Fertile Observations and Family Diaries

It is possible to see the more in winter, because the things to be seen do not crowd each other out. - Charlotte Mason, Vol. 1 p. 86


Edith Holden, The Country Diary of an Edwardian Lady
We are having a mild winter here in Minnesota - so far.  Charlotte Mason has some common-sense advice from her Vol. 1, Home Education.  There has been no problem following it this year!

Winter Walks as Necessary as Summer Walks
The question of out-of-doors exercise in winter and wet weather is really more important...If the children are to have what is quite the  best thing  for them, they should be two or three hours every day in the open air all through winter, say an hour and a half in the morning and as long in the afternoon.

snow on the hydrangea
Pleasures Connected with Frost and Snow
When frost and snow are on the ground children have very festive times, what with sliding, snow-balling, and snow-building.  But even on the frequent days when it is dirty under foot and dull over head they should be kept interested and alert, so that the heart may do its work cheerfully, and a grateful glow be kept up throughout the body in spite of clouds and cold weather.

Winter Observations
All that has been said about "sight-seeing' and "picture painting,"...and observations to be noted in the family diary, belongs just as much to winter weather as to summer; and there is no end to the things to be seen and noted.  The party come across a big tree which they judge, from its build, to be an oak - down it goes in the family diary; and when the leaves are out, the children come again to see if they are right. Many birds come into view the more freely in the cold weather that they are driven forth in search of food.

Our family diary, a perpetual calendar called Rosemary for Remembrance by Tasha Tudor
I love the mention of this "family diary".  Here it seems to clearly be referencing nature observations.  The only other place that I could find the term was in Vol. 5, p. 341 in reference to a young man who began a family diary in which each member would write in the language they were working on with hopes of mastering the different languages - another great idea!   The diary we use sits open by the door on a writing desk and the children record nature happenings as well as social events and personal milestones- an interesting cornucopia of events which they deem most interesting.

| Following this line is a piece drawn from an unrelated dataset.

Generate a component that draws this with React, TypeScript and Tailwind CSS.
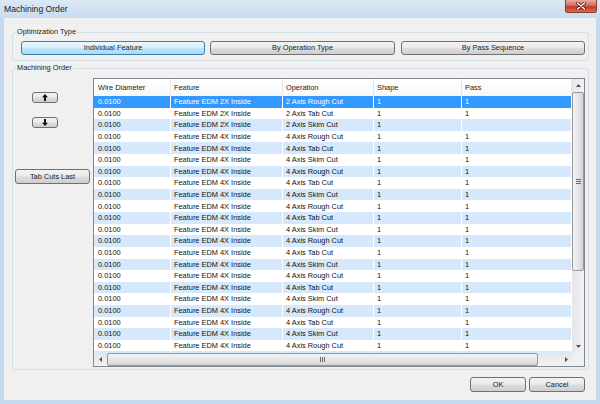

 Here is the way William Cowper describes some winter scenes in his poem The Task -

The cattle mourns in corners where the fence screens them.

The sun, with ruddy orb Ascending, fires the horizon.

Every herb and every spiry blade stretches a length of shadow o'er the field.

The sparrows peep, and quit the sheltering eaves.

The redbreast warbles still, but is content
With slender notes, and more than half suppress'd;
Pleased with his solitude, and flitting light 
From spray to spray, wheree'er he rests he shakes
From many a twig the pendent drops of ice
That tinkle in the wither'd leaves below.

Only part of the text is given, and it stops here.